Manuela Gretkowska was born in Łódź and studied philosophy at Jagiellonian University in Kraków. In 1988 she left Poland to live in Paris, where she studied anthropology at the École des hautes études en sciences sociales. In the early 1990s, she returned to her country, where she was deputy editor-in-chief and then literary director at Elle. She wrote columns for Elle, Cosmopolitan, Wprost, Polityka, Machina, and Cogito.
Gretkowska's literary debut was the novel ''We Are Immigrants Here (My zdies' emigranty)'' (1991), in which she ironically described the experiences of the young generation leaving Poland. The work of the young artist was favorably reviewed by Czesław Miłosz, whose preface appeared in the first edition. Gretkowska's next three books described the life of a modern artistic-intellectual bohemian living in France: ''Paris Tarot'' (1993), ''Metaphysical Cabaret'' (1994), and ''Textbook for people''. ''Skull: The First and Last Volume'' (1996) connects gnosis, kabbala, the character of Mary Magdalene and the skull motif in global culture. In this period, the writer earned the title of "scandalist" and "postmodernist." Manuela Gretkowski's prose eschewed grandiose language, more similar to the ease and austerity of the essay. In 1996, Gretkowska wrote a screenplay for the Andrzej Żuławski film ''Szamanka (She-Shaman)''.
In 1997, Gretkowska moved to Sweden, where she published several collected stories in the book ''Namiętnik (The Passionate One)'' (1998), notes from her world travels in ''Światowidz (World-View)'' (1998), and her columns, under the collective title ''Silikon (Silicon)'' (2000). She also co-wrote the screenplay for the first season of the TV series ''Miasteczko (Small Town)'' (2000).

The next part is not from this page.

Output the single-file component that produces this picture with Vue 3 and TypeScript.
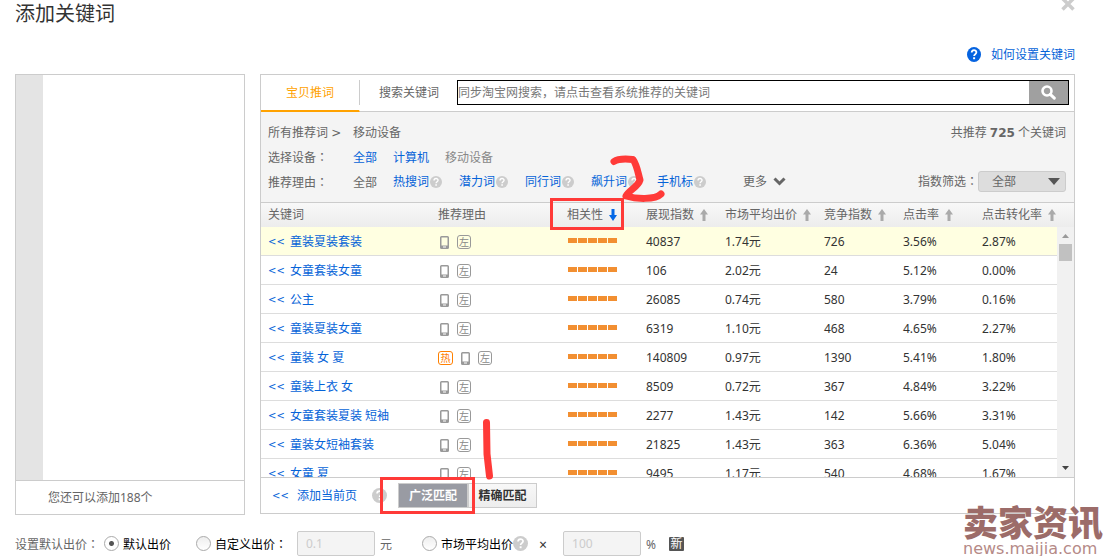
<script setup lang="ts">
import { ref } from 'vue'

interface Row {
  word: string
  hot?: boolean
  show: string
  price: string
  compete: string
  click: string
  convert: string
}

const rows: Row[] = [
  { word: '童装夏装套装', show: '40837', price: '1.74元', compete: '726', click: '3.56%', convert: '2.87%' },
  { word: '女童套装女童', show: '106', price: '2.02元', compete: '24', click: '5.12%', convert: '0.00%' },
  { word: '公主', show: '26085', price: '0.74元', compete: '580', click: '3.79%', convert: '0.16%' },
  { word: '童装夏装女童', show: '6319', price: '1.10元', compete: '468', click: '4.65%', convert: '2.27%' },
  { word: '童装 女 夏', hot: true, show: '140809', price: '0.97元', compete: '1390', click: '5.41%', convert: '1.80%' },
  { word: '童装上衣 女', show: '8509', price: '0.72元', compete: '367', click: '4.84%', convert: '3.22%' },
  { word: '女童套装夏装 短袖', show: '2277', price: '1.43元', compete: '142', click: '5.66%', convert: '3.31%' },
  { word: '童装女短袖套装', show: '21825', price: '1.43元', compete: '363', click: '6.36%', convert: '5.04%' },
  { word: '女童 夏', show: '9495', price: '1.17元', compete: '540', click: '4.68%', convert: '1.67%' },
]

const sortable = ['展现指数', '市场平均出价', '竞争指数', '点击率', '点击转化率']
const reasons = ['热搜词', '潜力词', '同行词', '飙升词', '手机标']

const query = ref('')
const level = ref('全部')
const bidMode = ref('default')
const customBid = ref('0.1')
const percent = ref('100')
</script>

<template>
  <main class="dialog">
    <header class="head">
      <h1>添加关键词</h1>
      <button class="close" type="button" aria-label="关闭">
        <svg width="14" height="14" viewBox="0 0 14 14"><path d="M1.500 1.500l11 11M12.500 1.500l-11 11" stroke="#ccc" stroke-width="3.500" /></svg>
      </button>
    </header>
    <div class="help">
      <svg width="14" height="15" viewBox="0 0 14 14" preserveAspectRatio="none">
        <circle cx="7" cy="7" r="7" fill="#0563e0" />
        <path d="M4.700 5.200c0-3 4.700-3 4.700-.2 0 1.700-2.300 1.700-2.300 3.400" fill="none" stroke="#fff" stroke-width="1.800" />
        <rect x="6.100" y="9.600" width="2" height="1.800" fill="#fff" />
      </svg>
      <a href="#">如何设置关键词</a>
    </div>

    <div class="panels">
      <section class="chosen">
        <div class="chosen-list"></div>
        <p class="chosen-foot">您还可以添加188个</p>
      </section>

      <section class="picker">
        <div class="tabs">
          <button class="tab active" type="button">宝贝推词</button>
          <button class="tab" type="button">搜索关键词</button>
          <form class="search" @submit.prevent>
            <input v-model="query" type="text" aria-label="搜索关键词" placeholder="同步淘宝网搜索，请点击查看系统推荐的关键词" />
            <button type="submit" aria-label="搜索">
              <svg width="15" height="15" viewBox="0 0 15 15"><circle cx="6" cy="6" r="4.500" fill="none" stroke="#fff" stroke-width="2.600" /><path d="M9.300 9.300l4 3.800" stroke="#fff" stroke-width="3" stroke-linecap="round" /></svg>
            </button>
          </form>
        </div>

        <div class="filters">
          <div class="line">
            <span class="label">所有推荐词 <span class="sep">&gt;</span></span>
            <span>移动设备</span>
            <span class="total">共推荐 <b>725</b> 个关键词</span>
          </div>
          <div class="line">
            <span class="label">选择设备<span lang="zh-TW" class="colon">：</span></span>
            <a href="#">全部</a>
            <a href="#">计算机</a>
            <span class="muted">移动设备</span>
          </div>
          <div class="line">
            <span class="label">推荐理由<span lang="zh-TW" class="colon">：</span></span>
            <span>全部</span>
            <span v-for="r in reasons" :key="r" class="reason">
              <a href="#">{{ r }}</a>
              <svg class="q" viewBox="0 0 14 14"><circle cx="7" cy="7" r="7" fill="#ccc" /><path d="M4.700 5.200c0-3 4.700-3 4.700-.2 0 1.700-2.300 1.700-2.300 3.400" fill="none" stroke="#fff" stroke-width="1.600" /><rect x="6.200" y="9.600" width="1.800" height="1.800" fill="#fff" /></svg>
            </span>
            <button class="more" type="button">
              更多
              <svg width="13" height="9" viewBox="0 0 13 9"><path d="M1.500 1.500l5 5 5-5" fill="none" stroke="#666" stroke-width="3" /></svg>
            </button>
            <label class="level">
              <span>指数筛选<span lang="zh-TW" class="colon">：</span></span>
              <span class="select">
                <select v-model="level"><option>全部</option></select>
                <svg width="12" height="7" viewBox="0 0 12 7"><path d="M0 0h12L6 7z" fill="#555" /></svg>
              </span>
            </label>
          </div>
        </div>

        <div class="scroller">
          <table>
            <colgroup>
              <col />
              <col class="c-reason" />
              <col class="c-std" />
              <col class="c-std" />
              <col class="c-price" />
              <col class="c-std" />
              <col class="c-std" />
              <col class="c-last" />
            </colgroup>
            <thead>
              <tr>
                <th>关键词</th>
                <th>推荐理由</th>
                <th class="rel">
                  <span class="sort">相关性<svg width="8" height="12" viewBox="0 0 8 12"><path d="M2.500 0h3v6H8l-4 6-4-6h2.500z" fill="#0568e6" /></svg></span>
                </th>
                <th v-for="s in sortable" :key="s">
                  <span class="sort">{{ s }}<svg width="8" height="12" viewBox="0 0 8 12"><path d="M2.500 12h3V5.500H8L4 0 0 5.500h2.500z" fill="#aaa" /></svg></span>
                </th>
              </tr>
            </thead>
            <tbody>
              <tr v-for="(row, i) in rows" :key="row.word" :class="{ lit: i === 0 }">
                <td><a class="word" href="#"><span class="chev">&lt;&lt;</span>{{ row.word }}</a></td>
                <td>
                  <span class="marks">
                    <span v-if="row.hot" class="mark hot">热</span>
                    <svg width="9" height="13" viewBox="0 0 9 13"><path d="M1.500 0h6Q9 0 9 1.500v10Q9 13 7.500 13h-6Q0 13 0 11.500v-10Q0 0 1.500 0zM1.500 1.500v8h6v-8z" fill="#999" fill-rule="evenodd" /><rect x="3" y="10.500" width="3" height="1" fill="#fff" /></svg>
                    <span class="mark">左</span>
                  </span>
                </td>
                <td class="rel"><span class="bars"><i v-for="n in 5" :key="n"></i></span></td>
                <td>{{ row.show }}</td>
                <td>{{ row.price }}</td>
                <td>{{ row.compete }}</td>
                <td>{{ row.click }}</td>
                <td>{{ row.convert }}</td>
              </tr>
            </tbody>
          </table>
          <div class="track">
            <svg width="7" height="4" viewBox="0 0 7 4"><path d="M0 4h7L3.500 0z" fill="#999" /></svg>
            <span class="thumb"></span>
            <svg class="down" width="7" height="4" viewBox="0 0 7 4"><path d="M0 0h7L3.500 4z" fill="#444" /></svg>
          </div>
        </div>

        <div class="actions">
          <a class="add" href="#"><span class="chev">&lt;&lt;</span>添加当前页</a>
          <svg class="q big" viewBox="0 0 14 14"><circle cx="7" cy="7" r="7" fill="#ccc" /><path d="M4.700 5.200c0-3 4.700-3 4.700-.2 0 1.700-2.300 1.700-2.300 3.400" fill="none" stroke="#fff" stroke-width="1.600" /><rect x="6.200" y="9.600" width="1.800" height="1.800" fill="#fff" /></svg>
          <div class="match">
            <button class="on" type="button">广泛匹配</button>
            <button type="button">精确匹配</button>
          </div>
        </div>
      </section>
    </div>

    <form class="bids" @submit.prevent>
      <span class="caption">设置默认出价<span lang="zh-TW" class="colon">：</span></span>
      <label class="choice first"><input v-model="bidMode" type="radio" name="bid" value="default" /><span>默认出价</span></label>
      <label class="choice second"><input v-model="bidMode" type="radio" name="bid" value="custom" /><span>自定义出价<span lang="zh-TW" class="colon">：</span></span></label>
      <input v-model="customBid" class="amount" type="text" aria-label="自定义出价" disabled />
      <span class="unit">元</span>
      <label class="choice third"><input v-model="bidMode" type="radio" name="bid" value="market" /><span>市场平均出价</span></label>
      <svg class="q big" viewBox="0 0 14 14"><circle cx="7" cy="7" r="7" fill="#ccc" /><path d="M4.700 5.200c0-3 4.700-3 4.700-.2 0 1.700-2.300 1.700-2.300 3.400" fill="none" stroke="#fff" stroke-width="1.600" /><rect x="6.200" y="9.600" width="1.800" height="1.800" fill="#fff" /></svg>
      <span class="times">×</span>
      <input v-model="percent" class="amount" type="text" aria-label="市场平均出价百分比" disabled />
      <span class="unit">%</span>
      <span class="new">新</span>
    </form>

    <svg class="notes" width="1105" height="556" viewBox="0 0 1105 556" fill="none" stroke="#ff3a38" aria-hidden="true">
      <rect x="551.500" y="199.500" width="71" height="29" stroke-width="3" />
      <rect x="381.500" y="478.500" width="92" height="34" stroke-width="3" />
      <path d="M614 161.500C619 158 628 159 633 159.500C637 165 638 173 640 180C638 187 629 190 626 196C636 199 655 200 661 194" stroke-width="7" stroke-linecap="round" stroke-linejoin="round" />
      <path d="M486.500 422.500L487 454L489.500 476" stroke-width="7" stroke-linecap="round" stroke-linejoin="round" />
    </svg>

    <div class="brand">
      <strong>卖家资讯</strong>
      <span>news.maijia.com</span>
    </div>
  </main>
</template>

<style>
body {
  margin: 0;
  background: #fff;
}
</style>

<style scoped>
* {
  box-sizing: border-box;
}
.dialog {
  position: relative;
  padding: 0 30px 0 15px;
  overflow: hidden;
  color: #666;
  font: 12px/18px "Noto Sans", "Noto Sans CJK SC", sans-serif;
}
a {
  color: #0563d8;
  text-decoration: none;
}
button,
input,
select {
  font: inherit;
  color: inherit;
  border: 0;
  padding: 0;
  margin: 0;
  background: none;
  border-radius: 0;
}
svg {
  display: block;
  flex: none;
}
.colon {
  font-family: "Noto Sans CJK TC", sans-serif;
  line-height: 1;
}
.sep {
  font-family: "DejaVu Sans", sans-serif;
  line-height: 1;
}
.chev {
  width: 17px;
  font-family: "DejaVu Sans", sans-serif;
  font-size: 10px;
}
.head {
  display: flex;
  justify-content: space-between;
  height: 44px;
}
h1 {
  margin: 0;
  color: #333;
  font-size: 20px;
  font-weight: 400;
  line-height: 28px;
}
.close {
  align-self: flex-start;
  margin-top: -3px;
}
.help {
  display: flex;
  align-items: center;
  justify-content: flex-end;
  gap: 10px;
  height: 20px;
  margin-bottom: 10px;
}
.help a {
  padding-top: 2px;
}
.panels {
  display: flex;
  align-items: flex-start;
  gap: 15px;
}
.chosen {
  flex: none;
  width: 230px;
  border: 1px solid #ccc;
}
.chosen-list {
  height: 405px;
  border-left: 27px solid #e4e4e4;
}
.chosen-foot {
  margin: 0;
  padding-left: 32px;
  border-top: 1px solid #ccc;
  line-height: 33px;
}
.picker {
  flex: 1;
  min-width: 0;
  border: 1px solid #ccc;
}
.tabs {
  display: flex;
  height: 37px;
  padding-right: 5px;
  border-bottom: 1px solid #ccc;
}
.tab {
  position: relative;
  flex: none;
  width: 98px;
}
.tab.active {
  width: 99px;
  height: 37px;
  color: #ffa200;
  border-right: 1px solid #fff;
  border-bottom: 2px solid #ffa200;
}
.tab.active::after {
  content: "";
  position: absolute;
  top: 5px;
  right: -1px;
  width: 1px;
  height: 25px;
  background: #ccc;
}
.search {
  display: flex;
  flex: 1;
  height: 25px;
  margin: 5px 0 0 -1px;
  border: 1px solid #000;
}
.search input {
  flex: 1;
  min-width: 0;
  outline: 0;
}
.search input::placeholder {
  color: #777;
  opacity: 1;
}
.search button {
  display: flex;
  align-items: center;
  justify-content: center;
  width: 39px;
  background: #a0a0a0;
}
.filters {
  padding: 8px 8px 7px 7px;
  background: #f4f4f4;
}
.line {
  display: flex;
  align-items: center;
  gap: 16px;
  height: 25px;
}
.label {
  width: 69px;
  white-space: nowrap;
}
.muted {
  color: #888;
}
.total {
  margin-left: auto;
}
.total b {
  font-family: "DejaVu Sans", sans-serif;
  line-height: 1;
}
.reason {
  display: flex;
  align-items: center;
  gap: 1px;
  margin-right: 1px;
  padding-bottom: 2px;
}
.q {
  width: 12px;
  height: 12px;
}
.q.big {
  width: 15px;
  height: 15px;
}
.more {
  display: flex;
  align-items: center;
  gap: 6px;
  margin-left: 20px;
  padding-bottom: 2px;
}
.level {
  display: flex;
  align-items: center;
  margin-left: auto;
  padding-bottom: 2px;
}
.select {
  display: flex;
  align-items: center;
  position: relative;
}
select {
  appearance: none;
  width: 88px;
  height: 21px;
  padding-left: 13px;
  background: #ddd;
  border: 1px solid #ccc;
  border-radius: 3px;
}
.select svg {
  position: absolute;
  right: 6px;
  pointer-events: none;
}
.scroller {
  position: relative;
  height: 275px;
  overflow: hidden;
  border-top: 1px solid #ccc;
}
table {
  width: 100%;
  table-layout: fixed;
  border-collapse: separate;
  border-spacing: 0;
}
.c-reason {
  width: 129px;
}
.c-std {
  width: 79px;
}
.c-price {
  width: 99px;
}
.c-last {
  width: 99px;
}
th,
td {
  padding: 0 0 0 7px;
  text-align: left;
  font-weight: 400;
  white-space: nowrap;
}
th {
  height: 24px;
}
thead tr {
  background: linear-gradient(#f8f8f8, #ececec);
}
td {
  height: 29px;
  padding-top: 2px;
  color: #333;
  border-bottom: 1px solid #ddd;
}
.lit {
  background: #ffffe1;
}
.sort {
  display: flex;
  align-items: center;
  gap: 6px;
}
.word {
  display: flex;
  gap: 5px;
}
.marks {
  display: flex;
  align-items: center;
  gap: 8px;
  padding-left: 2px;
}
.mark {
  width: 14px;
  height: 14px;
  border: 1px solid #999;
  border-radius: 3px;
  color: #888;
  font-size: 10px;
  line-height: 12px;
  text-align: center;
}
.mark.hot {
  width: 15px;
  margin-left: -2px;
  color: #ff8000;
  border-color: #ff8000;
}
.bars {
  display: flex;
  gap: 1px;
  padding: 0 0 4px 1px;
}
.bars i {
  width: 9px;
  height: 5px;
  background: #f28f31;
}
.track {
  position: absolute;
  top: 24px;
  right: 0;
  bottom: 0;
  display: flex;
  flex-direction: column;
  align-items: center;
  gap: 6px;
  width: 17px;
  padding: 7px 0;
  background: #f1f1f1;
}
.thumb {
  width: 13px;
  height: 17px;
  background: #c1c1c1;
}
.down {
  margin-top: auto;
}
.actions {
  display: flex;
  align-items: center;
  height: 36px;
  padding-left: 11px;
  border-top: 1px solid #ccc;
}
.add {
  display: flex;
  gap: 8px;
  margin-right: 15px;
}
.match {
  display: flex;
  margin-left: 11px;
}
.match button {
  width: 69px;
  height: 25px;
  color: #333;
  font-weight: 700;
  background: linear-gradient(#f8f8f8, #ededed);
  border: 1px solid #ccc;
}
.match .on {
  width: 70px;
  color: #fff;
  background: #999ba3;
}
.bids {
  display: flex;
  align-items: center;
  height: 26px;
  margin-top: 15px;
}
.bids > .caption,
.bids > .unit,
.bids > .times,
.choice > span {
  padding-top: 3px;
}
.caption {
  width: 89px;
}
.choice {
  display: flex;
  align-items: center;
  gap: 4px;
  color: #000;
  white-space: nowrap;
}
.choice.first {
  width: 92px;
}
.choice.second {
  width: 101px;
}
.choice.third {
  margin-left: 30px;
}
.choice input {
  appearance: none;
  width: 15px;
  height: 15px;
  border: 1px solid #aaa;
  border-radius: 50%;
  background: linear-gradient(#eee, #fff);
}
.choice input:checked {
  background: radial-gradient(circle, #555 2px, #fff 3px);
}
.amount {
  width: 78px;
  height: 25px;
  padding-left: 8px;
  color: #ccc;
  background: #f4f4f4;
  border: 1px solid #ccc;
  border-radius: 2px;
}
.unit {
  margin-left: 5px;
}
.times {
  width: 35px;
  padding-left: 11px;
  color: #333;
  font-size: 14px;
}
.new {
  width: 15px;
  height: 14px;
  margin: 2px 0 0 13px;
  color: #fff;
  background: #555;
  border-radius: 1px;
  line-height: 14px;
  text-align: center;
}
.notes {
  position: absolute;
  top: 0;
  left: 0;
  pointer-events: none;
}
.brand {
  position: absolute;
  right: 2px;
  bottom: -1px;
  display: flex;
  flex-direction: column;
  gap: 3px;
  color: #9c6c69;
  pointer-events: none;
}
.brand strong {
  font: 900 35px/32px "Noto Sans CJK SC", sans-serif;
}
.brand span {
  color: #b58a87;
  font: 16px/17px "DejaVu Sans", sans-serif;
}
</style>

Gretkowska's newest work is more personal, almost intimiate prose. ''Polka (Polish woman)'' (2001) was the writer's pregnancy journal, while ''Europejka (European Woman)'' (2004) presents a humorous view of a changing Poland through the eyes of Gretkowska the intellectual. In 2003 the author, together with her partner Piotr Pietucha wrote ''Scenes from Extramarital Life.'' Three years later Manueal Gretkowska wrote a column for the monthly magazine ''Success'' that was highly critical of the Kaczyński brothers (twins who at the time held the positions of Poland's President and Prime Minister). The issue hit stands with this text cut out (literally) of every copy.
Today she lives in Ustanow (near Warsaw) with her daughter Pola and the writer and psychotherapist Piotr Pietucha.